━━━ Record set ━━━
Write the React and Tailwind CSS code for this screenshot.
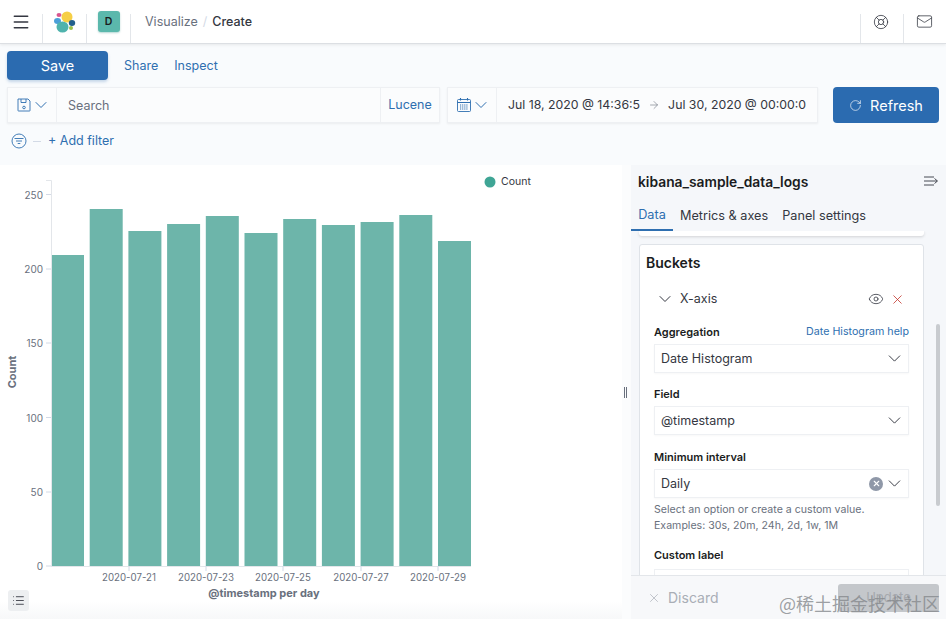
import { Menu, ChevronDown, ArrowRight, RotateCw, LifeBuoy, Mail, Eye, X, List } from 'lucide-react';

const bars = [255, 209, 231, 224, 216, 233, 219, 225, 222, 215, 241];
const yTicks = [[250, 194.5], [200, 269], [150, 343], [100, 417.5], [50, 492], [0, 566]];
const xTicks = [['2020-07-21', 129], ['2020-07-23', 206], ['2020-07-25', 283], ['2020-07-27', 361], ['2020-07-29', 438]];

function Logo() {
  return (
    <svg width="24" height="24" viewBox="0 0 24 24">
      <circle cx="14" cy="7" r="5.5" fill="#f6cf46" />
      <ellipse cx="6" cy="5" rx="2.5" ry="2" fill="#d9558f" />
      <ellipse cx="4.500" cy="11" rx="3.500" ry="3" fill="#4b9fd8" />
      <ellipse cx="19" cy="13" rx="3.200" ry="3" fill="#22608c" />
      <ellipse cx="9.500" cy="17" rx="6" ry="5.500" fill="#4fb3ad" />
      <circle cx="18" cy="18" r="2" fill="#9cc24a" />
    </svg>
  );
}

function FilterIcon() {
  return (
    <svg width="16" height="16" viewBox="0 0 16 16" fill="none" stroke="#2f6fb0" strokeWidth="0.9">
      <circle cx="8" cy="8" r="7" />
      <path d="M3.500 5.500h9M5 8h6M6.700 10.500h2.600" />
    </svg>
  );
}

function FloppyIcon() {
  return (
    <svg width="14" height="14" viewBox="0 0 14 14" fill="none" stroke="#2f6fb0" strokeWidth="0.9">
      <path d="M1 1h10l2 2v9.500a.5.5 0 0 1-.5.5h-11a.5.5 0 0 1-.5-.5z" />
      <path d="M4 1v3.500h5V1" />
      <circle cx="7" cy="9.500" r="1.300" />
    </svg>
  );
}

function CalendarIcon() {
  return (
    <svg width="14" height="14" viewBox="0 0 14 14" fill="none" stroke="#2f6fb0" strokeWidth="0.9">
      <rect x="0.500" y="1.500" width="13" height="12" rx="1" />
      <path d="M0.500 4.500h13M3.500 0v2.500M10.500 0v2.500" strokeWidth="1.100" />
      <path d="M3 7h8M3 9h8M3 11h8" strokeDasharray="1.200 0.900" strokeWidth="1.100" />
    </svg>
  );
}

function Field({ label, value, right, className = '' }) {
  return (
    <div className={className}>
      <div className="flex justify-between items-center h-4 text-[11px] leading-4">
        <span className="font-semibold text-[#1a1c21]">{label}</span>
        {right && <span className="text-[10.7px] text-[#2f6fb0]">{right}</span>}
      </div>
      <div className="mt-[4px] h-[29px] bg-white border border-[#eef0f3] flex items-center pl-[6px] pr-[3px] text-[12.5px] text-[#343741] shadow-[0_1px_2px_rgba(0,0,0,0.03)]">
        <span className="flex-1 pt-[1px]">{value}</span>
        {value === 'Daily' && (
          <span className="w-[14px] h-[14px] mr-[1px] rounded-full bg-[#8f98a8] text-white flex items-center justify-center">
            <X size={9} strokeWidth={3} />
          </span>
        )}
        <ChevronDown size={21} strokeWidth={1.1} className="text-[#343741]" />
      </div>
    </div>
  );
}

export default function App() {
  return (
    <div className="relative w-[946px] h-[619px] overflow-hidden flex flex-col bg-[#f9fbfd] font-['Inter',sans-serif] text-[#343741]">
      {/* top nav */}
      <header className="h-[44px] shrink-0 bg-white border-b border-[#dcdfe3] shadow-[0_1px_3px_rgba(0,0,0,0.08)] flex items-stretch z-10">
        <div className="w-[43px] flex items-center justify-center mt-[14px] border-r border-[#e3e6ea]">
          <Menu size={20} strokeWidth={1.8} className="-mt-[14px] text-[#343741]" />
        </div>
        <div className="w-[44px] flex items-center justify-center mt-[14px] border-r border-[#e3e6ea]">
          <div className="-mt-[14px]"><Logo /></div>
        </div>
        <div className="w-[44px] flex items-center justify-center mt-[14px] border-r border-[#e3e6ea]">
          <div className="-mt-[14px] w-[22px] h-[21px] rounded-[3px] bg-[#5bb8ac] text-[#1a1c21] text-[10.5px] font-semibold flex items-center justify-center shadow-[0_1px_2px_rgba(0,120,110,0.3)]">D</div>
        </div>
        <nav className="flex items-center pl-[14px] pt-[1px] text-[12.5px]">
          <span className="text-[#69707d]">Visualize</span>
          <span className="mx-[5px] text-[#d3dae6]">/</span>
          <span className="font-medium text-[#343741]">Create</span>
        </nav>
        <div className="ml-auto flex items-stretch">
          <div className="w-[43px] flex items-center justify-center mt-[14px] border-l border-[#e3e6ea]">
            <LifeBuoy size={16} strokeWidth={1.2} className="-mt-[14px] -ml-[2px] text-[#343741]" />
          </div>
          <div className="w-[43px] flex items-center justify-center mt-[14px] border-l border-[#e3e6ea]">
            <Mail size={17} strokeWidth={1.1} className="-mt-[14px] -ml-[1px] text-[#343741]" />
          </div>
        </div>
      </header>

      {/* toolbar */}
      <div className="h-[121px] shrink-0 px-[7px] pt-[7px]">
        <div className="flex items-center h-[29px]">
          <button className="w-[101px] h-[29px] pt-[1px] rounded-[4px] bg-[#2b6bb0] text-white text-[14.5px] shadow-[0_2px_3px_rgba(43,107,176,0.25)]">Save</button>
          <span className="ml-[16px] pt-[1px] text-[12.5px] text-[#2f6fb0]">Share</span>
          <span className="ml-[16px] pt-[1px] text-[12.5px] text-[#2f6fb0]">Inspect</span>
        </div>
        <div className="flex mt-[7px] h-[36px]">
          <div className="w-[433px] flex bg-[#fbfcfd] border border-[#eef0f3] shadow-[0_1px_2px_rgba(0,0,0,0.06)]">
            <div className="w-[49px] shrink-0 flex items-center pl-[9px] border-r border-[#eef0f3] text-[#2f6fb0]">
              <FloppyIcon />
              <ChevronDown size={20} strokeWidth={1.2} />
            </div>
            <div className="flex-1 flex items-center pl-[11px] pt-[2px] text-[12.5px] text-[#69707d]">Search</div>
            <div className="w-[59px] shrink-0 flex items-center justify-center border-l border-[#eef0f3] text-[12.5px] text-[#2f6fb0]">Lucene</div>
          </div>
          <div className="ml-[7px] w-[371px] flex bg-[#fbfcfd] border border-[#eef0f3] shadow-[0_1px_2px_rgba(0,0,0,0.06)]">
            <div className="w-[49px] shrink-0 flex items-center pl-[9px] border-r border-[#eef0f3] text-[#2f6fb0]">
              <CalendarIcon />
              <ChevronDown size={20} strokeWidth={1.2} />
            </div>
            <div className="flex-1 flex items-center pl-[11px] text-[12.3px] text-[#343741] whitespace-nowrap">
              <span>Jul 18, 2020 @ 14:36:5</span>
              <ArrowRight size={12} strokeWidth={1.2} className="mx-[8px] text-[#69707d]" />
              <span>Jul 30, 2020 @ 00:00:0</span>
            </div>
          </div>
          <button className="ml-[15px] w-[106px] pt-[1px] rounded-[4px] bg-[#2b6bb0] text-white text-[14.5px] flex items-center justify-center gap-[8px]">
            <RotateCw size={13} strokeWidth={1.2} />
            Refresh
          </button>
        </div>
        <div className="flex items-center mt-[9px] h-[18px] pl-[4px] text-[12.5px] text-[#2f6fb0]">
          <FilterIcon />
          <span className="ml-[6px] w-[8px] h-px bg-[#d3dae6]" />
          <span className="ml-[7px]">+ Add filter</span>
        </div>
      </div>

      {/* workspace */}
      <main className="flex flex-1 min-h-0">
        <section className="relative w-[622px] shrink-0 bg-gradient-to-b from-white from-[96%] to-[#f7f8f9]">
          <svg width="622" height="454" viewBox="0 165 622 454" className="block font-['Inter',sans-serif]">
            {bars.map((top, i) => (
              <rect key={i} x={51 + i * 38.7} y={top} width="33" height={566 - top} fill="#6db5aa" />
            ))}
            <path d="M46 180.500h5.500V566M51 566.500h420" fill="none" stroke="#e3e6ea" />
            {yTicks.map(([v, y]) => (
              <g key={v}>
                <line x1="46" x2="51" y1={y} y2={y} stroke="#d3dae6" />
                <text x="43" y={y + 4} textAnchor="end" fontSize="10" fill="#69707d">{v}</text>
              </g>
            ))}
            {xTicks.map(([label, x]) => (
              <g key={label}>
                <line x1={x} x2={x} y1="566" y2="571" stroke="#d3dae6" />
                <text x={x} y="581" textAnchor="middle" fontSize="9.700" fill="#69707d">{label}</text>
              </g>
            ))}
            <text x="264" y="597" textAnchor="middle" fontSize="11" fontWeight="700" fill="#69707d">@timestamp per day</text>
            <text transform="translate(16 372) rotate(-90)" textAnchor="middle" fontSize="11" fontWeight="700" fill="#69707d">Count</text>
            <circle cx="490" cy="182" r="5.500" fill="#3fa595" />
            <text x="501" y="184.500" fontSize="10.500" fill="#343741">Count</text>
          </svg>
          <button className="absolute left-[8px] bottom-[8px] w-[21px] h-[21px] rounded-[3px] bg-[#edeff1] flex items-center justify-center text-[#343741]">
            <List size={13} strokeWidth={1.6} />
          </button>
        </section>

        <div className="w-[9px] shrink-0 bg-[#fbfcfd] flex items-center justify-center gap-px pr-[2px] text-[#69707d]">
          <span className="w-px h-[11px] bg-[#69707d]" />
          <span className="w-px h-[11px] bg-[#69707d]" />
        </div>

        {/* side panel */}
        <aside className="relative flex-1 min-w-0 flex flex-col bg-[#f5f7fa] overflow-hidden">
          <div className="relative h-[66px] shrink-0">
            <div className="flex items-start justify-between pl-[7px] pr-[7px] pt-[7px] h-[35px]">
              <h2 className="text-[13.8px] leading-5 font-semibold text-[#1a1c21]">kibana_sample_data_logs</h2>
              <svg width="15" height="12" viewBox="0 0 15 12" fill="none" stroke="#343741" strokeWidth="0.9" className="mt-[3px]">
                <path d="M0 2h10M0 6h13M0 10h10M10.500 3.500 13.500 6l-3 2.500" />
              </svg>
            </div>
            <div className="flex items-center h-[31px] text-[12.7px]">
              <span className="w-[42px] h-[31px] flex items-center justify-center text-[#2f6fb0] border-b-[2px] border-[#2f6fb0]">Data</span>
              <span className="ml-[7px]">Metrics &amp; axes</span>
              <span className="ml-[14px]">Panel settings</span>
            </div>
          </div>
          <div className="flex-1 min-h-0 overflow-hidden pl-[8px] pr-[22px]">
            <div className="h-[5px] bg-white rounded-b-[3px] shadow-[0_1px_3px_rgba(0,0,0,0.15)]" />
            <div className="mt-[8px] h-[400px] bg-white border border-[#dfe3e8] rounded-[3px] pt-[8px] px-[6px]">
              <h3 className="text-[14px] font-semibold leading-[20px] text-[#1a1c21]">Buckets</h3>
              <div className="mt-[14px] h-[24px] flex items-center pl-[9px] pr-[12px] text-[12.5px]">
                <ChevronDown size={20} strokeWidth={1.2} />
                <span className="ml-[5px] flex-1">X-axis</span>
                <Eye size={16} strokeWidth={1.2} />
                <X size={15} strokeWidth={1.2} className="ml-[6px] text-[#bd271e]" />
              </div>
              <div className="px-[8px] pt-[13px]">
                <Field label="Aggregation" right="Date Histogram help" value="Date Histogram" />
                <Field label="Field" value="@timestamp" className="mt-[13px]" />
                <Field label="Minimum interval" value="Daily" className="mt-[14px]" />
                <p className="mt-[4px] text-[10.6px] leading-[16px] text-[#69707d]">
                  Select an option or create a custom value.<br />Examples: 30s, 20m, 24h, 2d, 1w, 1M
                </p>
                <div className="mt-[13px] text-[11px] leading-4 font-semibold text-[#1a1c21]">Custom label</div>
                <div className="mt-[6px] h-[29px] bg-white border border-[#eef0f3]" />
              </div>
            </div>
          </div>
          <div className="h-[44px] shrink-0 border-t border-[#e3e6ea] bg-[#f7f8fa] flex items-center pl-[16px] pr-[7px] text-[14px] text-[#a9aeb6] z-10 relative">
            <X size={14} strokeWidth={1.2} />
            <span className="ml-[7px] flex-1">Discard</span>
            <span className="w-[101px] h-[28px] rounded-[3px] bg-[#c4c7cb] flex items-center justify-center text-[13px] text-[#a6a9ae]">Update</span>
          </div>
          <div className="absolute right-[6px] top-[159px] w-[4px] h-[182px] rounded-full bg-[#c8cbcf]" />
        </aside>
      </main>

      <span className="absolute right-[6px] bottom-[5px] text-[18px] leading-[22px] text-[#85888c]/80 font-['Noto_Sans_CJK_SC',sans-serif] z-20">@稀土掘金技术社区</span>
    </div>
  );
}
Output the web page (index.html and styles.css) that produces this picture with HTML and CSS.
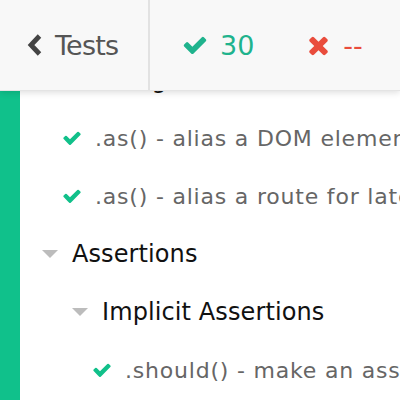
FILE: index.html
```html
<!DOCTYPE html>
<html>
<head>
<meta charset="utf-8">
<link rel="stylesheet" href="styles.css">
</head>
<body>
<div class="app">
  <header class="header">
    <div class="back">
      <svg class="chev" viewBox="0 0 16 24" width="16" height="24"><polyline points="12.5,3 4,12 12.5,21" fill="none" stroke="#444" stroke-width="4.8" stroke-linejoin="miter" stroke-linecap="butt"/></svg>
      <span class="back-label">Tests</span>
    </div>
    <div class="stats">
      <div class="stat passed">
        <svg class="icon-check-lg" viewBox="0 0 1792 1792" width="26" height="26"><path fill="currentColor" d="M1671 566q0 40-28 68l-724 724-136 136q-28 28-68 28t-68-28l-136-136-362-362q-28-28-28-68t28-68l136-136q28-28 68-28t68 28l294 295 656-657q28-28 68-28t68 28l136 136q28 28 28 68z"/></svg>
        <span>30</span>
      </div>
      <div class="stat failed">
        <svg class="icon-x" viewBox="0 0 1408 1792" width="23" height="28"><path fill="currentColor" d="M1298 1322q0 40-28 68l-136 136q-28 28-68 28t-68-28l-294-294-294 294q-28 28-68 28t-68-28l-136-136q-28-28-28-68t28-68l294-294-294-294q-28-28-28-68t28-68l136-136q28-28 68-28t68 28l294 294 294-294q28-28 68-28t68 28l136 136q28 28 28 68t-28 68l-294 294 294 294q28 28 28 68z"/></svg>
        <span>--</span>
      </div>
    </div>
  </header>
  <main class="reporter">
    <ul class="runnables">
      <li class="row suite lvl1"><span class="caret"></span><span class="title">Aliasing</span></li>
      <li class="row test lvl2"><svg class="icon-check" viewBox="0 0 1792 1792" width="20" height="20"><path fill="currentColor" d="M1671 566q0 40-28 68l-724 724-136 136q-28 28-68 28t-68-28l-136-136-362-362q-28-28-28-68t28-68l136-136q28-28 68-28t68 28l294 295 656-657q28-28 68-28t68 28l136 136q28 28 28 68z"/></svg><span class="title">.as() - alias a DOM element for later use</span></li>
      <li class="row test lvl2"><svg class="icon-check" viewBox="0 0 1792 1792" width="20" height="20"><path fill="currentColor" d="M1671 566q0 40-28 68l-724 724-136 136q-28 28-68 28t-68-28l-136-136-362-362q-28-28-28-68t28-68l136-136q28-28 68-28t68 28l294 295 656-657q28-28 68-28t68 28l136 136q28 28 28 68z"/></svg><span class="title">.as() - alias a route for later use</span></li>
      <li class="row suite lvl1"><span class="caret"></span><span class="title">Assertions</span></li>
      <li class="row suite lvl2"><span class="caret"></span><span class="title">Implicit Assertions</span></li>
      <li class="row test lvl3"><svg class="icon-check" viewBox="0 0 1792 1792" width="20" height="20"><path fill="currentColor" d="M1671 566q0 40-28 68l-724 724-136 136q-28 28-68 28t-68-28l-136-136-362-362q-28-28-28-68t28-68l136-136q28-28 68-28t68 28l294 295 656-657q28-28 68-28t68 28l136 136q28 28 28 68z"/></svg><span class="title">.should() - make an assertion about the current subject</span></li>
    </ul>
  </main>
</div>
</body>
</html>
```
FILE: styles.css
```css
* { box-sizing: border-box; }
html, body { margin: 0; padding: 0; }
body {
  width: 400px;
  height: 400px;
  overflow: hidden;
  background: #fff;
  font-family: "DejaVu Sans", Lato, sans-serif;
}
.app {
  position: relative;
  width: 400px;
  height: 400px;
  overflow: hidden;
}
.header {
  position: absolute;
  top: 0;
  left: 0;
  right: 0;
  height: 91px;
  background: #f8f8f8;
  display: flex;
  align-items: stretch;
  box-shadow: 0 2px 6px rgba(0,0,0,0.12);
  border-bottom: 1px solid #e4e4e4;
  z-index: 2;
}
.back {
  width: 150px;
  display: flex;
  align-items: center;
  padding-left: 27px;
  gap: 12px;
  border-right: 2px solid #e2e2e2;
  color: #555;
}
.chev { display: block; }
.back-label {
  font-size: 27px;
  letter-spacing: -0.8px;
  color: #555;
}
.stats {
  display: flex;
  align-items: center;
  padding-left: 32px;
  gap: 53px;
}
.stat {
  display: flex;
  align-items: center;
  gap: 12px;
  font-size: 27px;
}
.stat svg { display: block; }
.passed { color: #1fb38d; }
.failed { color: #e94c3c; gap: 13px; }
.reporter {
  height: 400px;
  border-left: 20px solid #10c18b;
}
.runnables {
  list-style: none;
  margin: 0;
  padding: 51px 0 0 0;
}
.row {
  height: 58px;
  display: flex;
  align-items: center;
  white-space: nowrap;
  font-size: 22px;
  letter-spacing: 0.8px;
}
.suite {
  font-size: 24px;
  letter-spacing: 0.1px;
}
.lvl1 { padding-left: 22px; }
.lvl2 { padding-left: 52px; }
.lvl3 { padding-left: 82px; }
.test.lvl2 { padding-left: 42px; }
.test.lvl3 { padding-left: 72px; }
.suite .title { color: #111; }
.test .title { color: #666; }
.caret {
  width: 0;
  height: 0;
  border-left: 8px solid transparent;
  border-right: 8px solid transparent;
  border-top: 8px solid #bcbcbc;
  margin-right: 14px;
}
.icon-check {
  color: #11c08a;
  margin-right: 13px;
  flex: none;
}
```
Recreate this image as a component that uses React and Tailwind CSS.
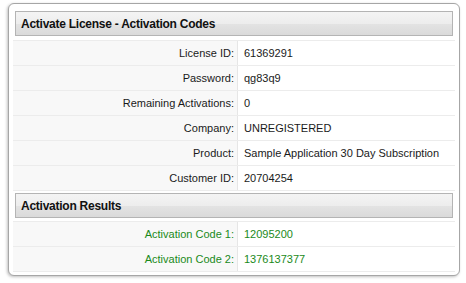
━━━
__Short task__
With all pictures left out, please transcribe exactly the lines from the start of the material through the line with "361], ['2020-07-29', 438]];".

__Finished answer__
Write the React and Tailwind CSS code for this screenshot.
import { Menu, ChevronDown, ArrowRight, RotateCw, LifeBuoy, Mail, Eye, X, List } from 'lucide-react';

const bars = [255, 209, 231, 224, 216, 233, 219, 225, 222, 215, 241];
const yTicks = [[250, 194.5], [200, 269], [150, 343], [100, 417.5], [50, 492], [0, 566]];
const xTicks = [['2020-07-21', 129], ['2020-07-23', 206], ['2020-07-25', 283], ['2020-07-27', 361], ['2020-07-29', 438]];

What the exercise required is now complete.